Linx is pretty clever, for a clone warrior. I find it neat, too, that he's played by the same guy who would play Mild-Mannered Tibetan Monk in "Planet of the Spiders" that same season. He insults the Time Lords, he insults Irongron's men, he insults his slave scientists... and, when Irongron won't listen to his warnings, he suddenly gets philosophical: "By your dawn I shall be 700 million miles from here. Can I be concerned with the fate of primitives?". That's actually poignant. The only problem with this is that Linx has set the bar too high: the Sontarans showed up in three later DW stories, and a few largely unmemorable books, but were never again this compelling.
All this is not to say that Holmes achieved villainy goodness at the expense of the Doctor. In Pertwee's fifth season, Holmes writes him at perhaps his most Doctorish since "The Ambassadors of Death". This is the story with the quote about the straight line and the shortest distance between two points. I had forgotten which story that was in. Also another line, which I hadn't remembered, but which makes as good a credo as any for the Doctor (apart from "Never cruel or cowardly") is: "[I'm serious] about what I do, yes. Not necessarily the way I do it."
Sarah Jane gets off to a flying start as a companion. Even more so than Liz Shaw, or Ian and Barbara, this is truly the most reluctant companion of them all. Who else, in their debut, gets to raise an army against, and kidnap, that long-shanked rascal with the mighty nose? Not Turlough. Not Ace. Maybe Compassion, but let's not lose focus here.
Once the Doctor and Sarah join forces, they make serious with the merry. Is there a funnier scene, ever, than the one where they dress up as friars in order to walk right into Irongron's castle? The sentry, that most Holmesian of common men, gets the last laugh: "'Tis be hoped the two friars are fleet of foot, or the Church will have two new martyrs 'ere long."

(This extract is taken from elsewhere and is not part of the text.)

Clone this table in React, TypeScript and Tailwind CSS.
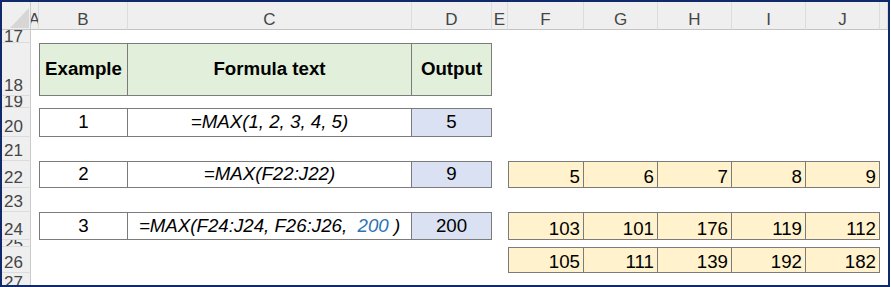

Meanwhile, shades of "Caves of Androzani", the Part Three cliffhanger actually ends with the Doctor being shot in the face. The episode doesn't end on a gun barrel; it actually ends on the blast hitting the Doctor. Radical and funny, all in the same story. Could this have been by anyone else but Holmes? If you've had enough of Jon Pertwee, this is the story to get you back into it. And if you can't get enough of Jon Pertwee, this is the story to watch every day for a week.